What is the cause of the dark stains left after the impact? It might be stuff from the deep clouds of Jupiter-from the region to which ground-based observers cannot ordinarily see-that welled up and spread out. However, the fragments do not seem to have penetrated to such depths. Or the molecules responsible for the stains might have been in the cometary fragments in the first place. We know from the Vega 1 and 2 Soviet missions and the Giotto mission of the European Space Agency—both to Halley’s Comet—that comets may be as much as a quarter composed of complex organic molecules. They are the reason that the nucleus of Halley’s Comet is pitch black. If some of the cometary organics survived the impact events, they may have been responsible for the stain. Or, finally, the stain may be due to organic matter not delivered by the impacting cometary fragments, but synthesized by their shock waves from the atmosphere of Jupiter.

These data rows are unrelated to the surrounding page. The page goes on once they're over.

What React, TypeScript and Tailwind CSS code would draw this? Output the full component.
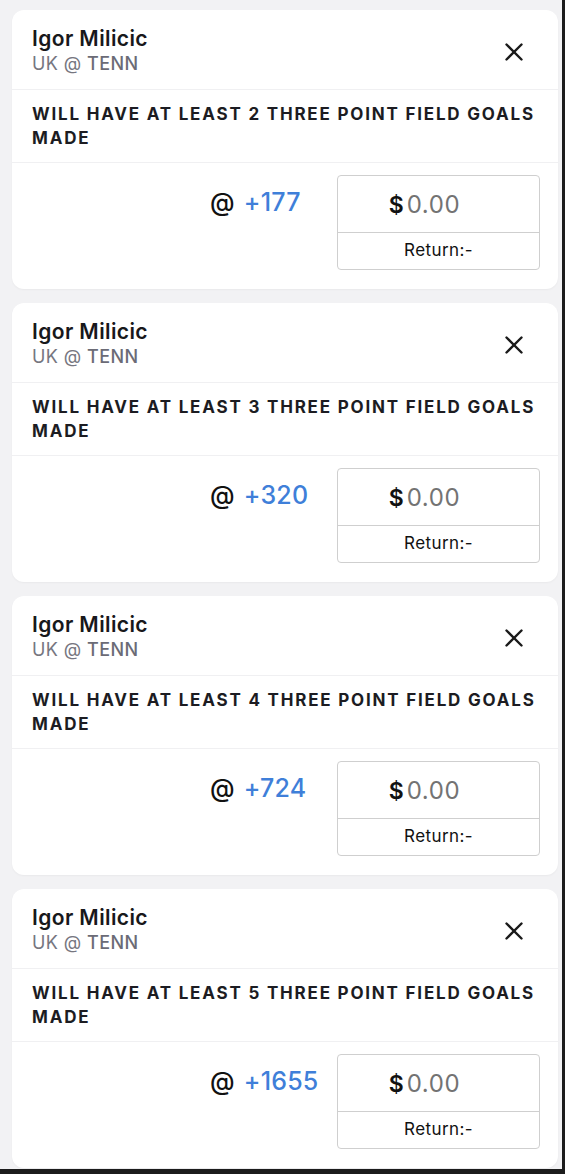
import React from "react";

const bets = [
  { n: 2, odds: "+177" },
  { n: 3, odds: "+320" },
  { n: 4, odds: "+724" },
  { n: 5, odds: "+1655" },
];

function CloseIcon() {
  return (
    <svg width="20" height="20" viewBox="0 0 20 20" fill="none">
      <path d="M2.5 2.5L17.5 17.5M17.5 2.5L2.5 17.5" stroke="#1a1a1a" strokeWidth="2.4" strokeLinecap="round" />
    </svg>
  );
}

function Card({ n, odds }: { n: number; odds: string }) {
  return (
    <div className="bg-white rounded-[12px] h-[279px] flex flex-col shadow-[0_1px_2px_rgba(0,0,0,0.04)]">
      <div className="h-[80px] flex items-center justify-between pl-[20px] pr-[34px] border-b border-[#f0f0f2]">
        <div className="flex flex-col pt-[3px]">
          <div className="text-[21px] leading-[26px] font-semibold text-[#18181b] tracking-[0.4px]">Igor Milicic</div>
          <div className="text-[18px] leading-[24px] text-[#76767f] tracking-[0.4px]">
            UK @ <span className="font-medium text-[#6b6b76]">TENN</span>
          </div>
        </div>
        <div className="mt-[5px]">
          <CloseIcon />
        </div>
      </div>
      <div className="h-[73px] pl-[20px] pr-[10px] pt-[12px] border-b border-[#f0f0f2]">
        <p className="text-[17px] leading-[24px] font-bold tracking-[1.8px] text-[#1c1c22] uppercase">
          Will have at least {n} three point field goals made
        </p>
      </div>
      <div className="flex-1 flex items-start justify-end pr-[18px] pt-[12px]">
        <div className="flex items-center h-[56px] w-[127px] text-[25px] font-medium tracking-[0.2px]">
          <span className="text-[#111]">@</span>
          <span className="ml-[9px] text-[#3f7fd9]">{odds}</span>
        </div>
        <div className="w-[203px] h-[95px] border border-[#cfcfcf] rounded-[4px] flex flex-col">
          <div className="h-[57px] flex items-center justify-center border-b border-[#cfcfcf] pr-[28px] pt-[2px]">
            <span className="text-[23px] font-semibold text-[#111]">$</span>
            <span className="text-[24px] text-[#737373] ml-[3px] tracking-[0.6px]">0.00</span>
          </div>
          <div className="flex-1 flex items-center justify-center text-[17px] text-[#111] tracking-[0.4px] pb-[1px]">Return:-</div>
        </div>
      </div>
    </div>
  );
}

export default function App() {
  return (
    <div className="w-[565px] h-[1174px] flex flex-col bg-[#1c1c1c]" style={{ fontFamily: "Inter, 'Noto Sans', sans-serif" }}>
      <div className="flex h-[1169px]">
        <div className="w-[562px] bg-[#f2f2f4] pl-[12px] pr-[4px] pt-[10px] flex flex-col gap-[14px]">
          {bets.map((b) => (
            <Card key={b.n} n={b.n} odds={b.odds} />
          ))}
        </div>
        <div className="flex-1 bg-[#1c1c1c]" />
      </div>
      <div className="h-[5px] bg-[#1c1c1c]" />
    </div>
  );
}
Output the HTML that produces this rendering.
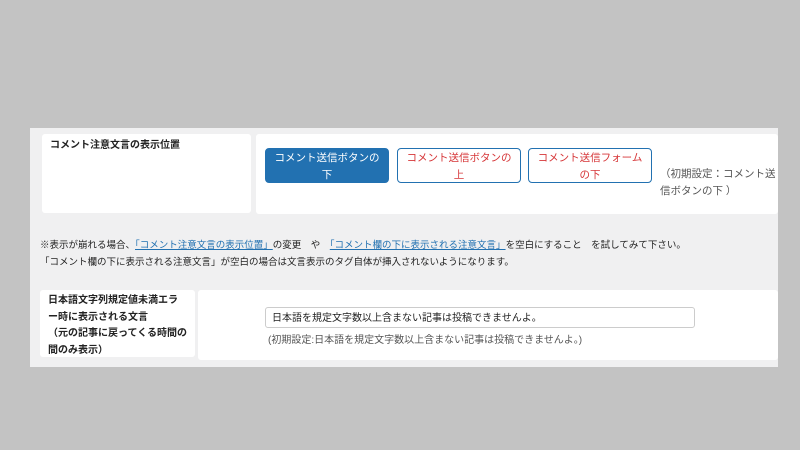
<!DOCTYPE html>
<html><head><meta charset="utf-8"><style>
body{margin:0;width:800px;height:450px;background:#c3c3c3;position:relative;overflow:hidden;font-family:"Liberation Sans","Noto Sans CJK JP",sans-serif;color:#222}
.p{position:absolute;left:30px;top:128px;width:748px;height:239px;background:#f0f0f1}
.b{position:absolute;background:#fff;border-radius:3px}
.lab{font-weight:bold;font-size:10px;line-height:16px;padding:4px 8px}
.btn{position:absolute;top:148px;width:124px;height:35px;border:1.5px solid #2271b1;border-radius:4px;font-size:10.5px;line-height:17px;text-align:center;color:#d63638;background:#fff;box-sizing:border-box;padding-top:1px}
.t{position:absolute;font-size:9.5px;white-space:nowrap}
a{color:#2271b1;text-decoration:underline}
</style></head><body>
<div class="p"></div>
<div class="b lab" style="left:42px;top:134px;width:193px;height:71px">コメント注意文言の表示位置</div>
<div class="b" style="left:256px;top:134px;width:522px;height:80px"></div>
<div class="btn" style="left:265px;background:#2271b1;color:#fff">コメント送信ボタンの<br>下</div>
<div class="btn" style="left:397px">コメント送信ボタンの<br>上</div>
<div class="btn" style="left:528px">コメント送信フォーム<br>の下</div>
<div class="t" style="left:660px;top:166px;font-size:10.5px;line-height:17px;color:#555">（初期設定：コメント送<br>信ボタンの下 ）</div>
<div class="t" style="left:40px;top:237px">※表示が崩れる場合、<a>「コメント注意文言の表示位置」</a>の変更　や　<a>「コメント欄の下に表示される注意文言」</a>を空白にすること　を試してみて下さい。</div>
<div class="t" style="left:40px;top:254px">「コメント欄の下に表示される注意文言」が空白の場合は文言表示のタグ自体が挿入されないようになります。</div>
<div class="b lab" style="left:40px;top:290px;width:139px;height:61px;padding:3px 8px;line-height:16.5px">日本語文字列規定値未満エラー時に表示される文言<br>（元の記事に戻ってくる時間の間のみ表示）</div>
<div class="b" style="left:198px;top:290px;width:580px;height:70px"></div>
<div style="position:absolute;left:265px;top:307px;width:430px;height:21px;border:1px solid #ccc;border-radius:3px;background:#fff;font-size:10px;line-height:21px;padding-left:6px;box-sizing:border-box">日本語を規定文字数以上含まない記事は投稿できませんよ。</div>
<div class="t" style="left:268px;top:331px;font-size:10px;color:#555">(初期設定:日本語を規定文字数以上含まない記事は投稿できませんよ。)</div>
</body></html>
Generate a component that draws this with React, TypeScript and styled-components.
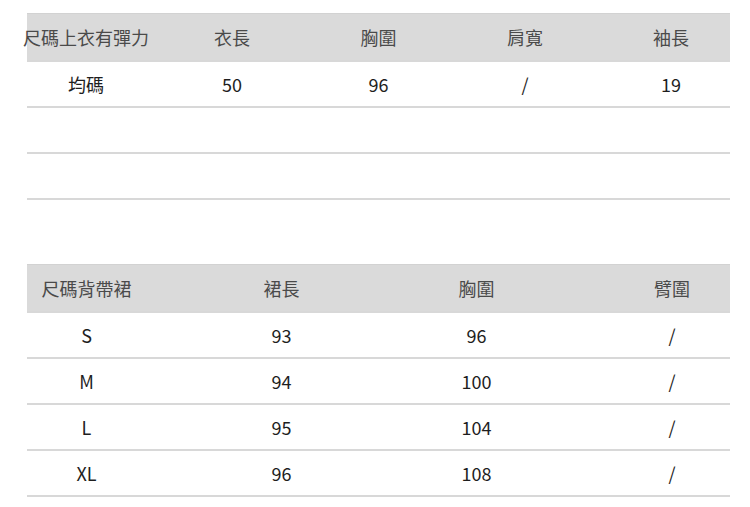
import styled, { createGlobalStyle } from "styled-components";

const GlobalStyle = createGlobalStyle`
    body {
        margin: 0;
        background: #fff;
        font-family: "Noto Sans CJK TC", "Noto Sans", sans-serif;
    }
`;

const Page = styled.div`
    width: 750px;
    height: 507px;
    padding: 13px 20px 0 27px;
    box-sizing: border-box;
    display: flex;
    flex-direction: column;
    gap: 64px;
    overflow: hidden;
`;

const Table = styled.div`
    width: 703px;
    border-top: 1px solid #d2d2d2;
`;

const Row = styled.div<{ $cols: string; $head?: boolean }>`
    display: grid;
    grid-template-columns: ${(p) => p.$cols};
    height: ${(p) => (p.$head ? 46 : 44)}px;
    border-bottom: 2px solid #d8d8d8;
    background: ${(p) => (p.$head ? "#dadada" : "#fff")};
    color: ${(p) => (p.$head ? "#4a4a4a" : "#1e1e1e")};
    font-size: 18px;
`;

const Cell = styled.div<{ $pl?: number; $pr?: number }>`
    display: flex;
    align-items: center;
    justify-content: center;
    padding-left: ${(p) => p.$pl ?? 0}px;
    padding-right: ${(p) => p.$pr ?? 0}px;
    white-space: nowrap;
`;

interface TableProps {
    cols: string;
    pads: [number, number][];
    head: string[];
    rows: string[][];
}

const SizeTable = ({ cols, pads, head, rows }: TableProps) => (
    <Table>
        <Row $cols={cols} $head>
            {head.map((h, i) => (
                <Cell key={i} $pl={pads[i][0]} $pr={pads[i][1]}>{h}</Cell>
            ))}
        </Row>
        {rows.map((r, ri) => (
            <Row key={ri} $cols={cols}>
                {r.map((c, i) => (
                    <Cell key={i} $pl={pads[i][0]} $pr={pads[i][1]}>{c}</Cell>
                ))}
            </Row>
        ))}
    </Table>
);

export default function App() {
    return (
        <>
            <GlobalStyle />
            <Page>
                <SizeTable
                    cols="132px 146px 147px 146px 132px"
                    pads={[[0, 14], [0, 0], [0, 0], [0, 0], [14, 0]]}
                    head={["尺碼上衣有彈力", "衣長", "胸圍", "肩寬", "袖長"]}
                    rows={[
                        ["均碼", "50", "96", "/", "19"],
                        ["", "", "", "", ""],
                        ["", "", "", "", ""],
                    ]}
                />
                <SizeTable
                    cols="157px 195px 195px 156px"
                    pads={[[0, 38], [0, 0], [0, 0], [40, 0]]}
                    head={["尺碼背帶裙", "裙長", "胸圍", "臂圍"]}
                    rows={[
                        ["S", "93", "96", "/"],
                        ["M", "94", "100", "/"],
                        ["L", "95", "104", "/"],
                        ["XL", "96", "108", "/"],
                    ]}
                />
            </Page>
        </>
    );
}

Impact of the fragments of Comet Shoemaker-Levy 9 with Jupiter was witnessed on seven continents. Even amateur astronomers with small telescopes could see the plumes and the subsequent discoloration of the Jovian clouds. Just as sporting events are covered at all angles by television cameras on the field and from a dirigible high overhead, six NASA spacecraft deployed throughout the Solar System, with different observational specialties, recorded this new wonder—the Hubble Space Telescope, the International Ultraviolet Explorer, and the Extreme Ultraviolet Explorer all in Earth orbit; Ulysses, taking time out from it investigation of the South Pole of the Sun; Galileo, on the way to its own rendezvous with Jupiter; and Voyager 2, far beyond Neptune on its way to the stars. As the data are accumulated and analyzed, our knowledge of comets, of Jupiter, and of the violent collisions of worlds should all be substantially improved.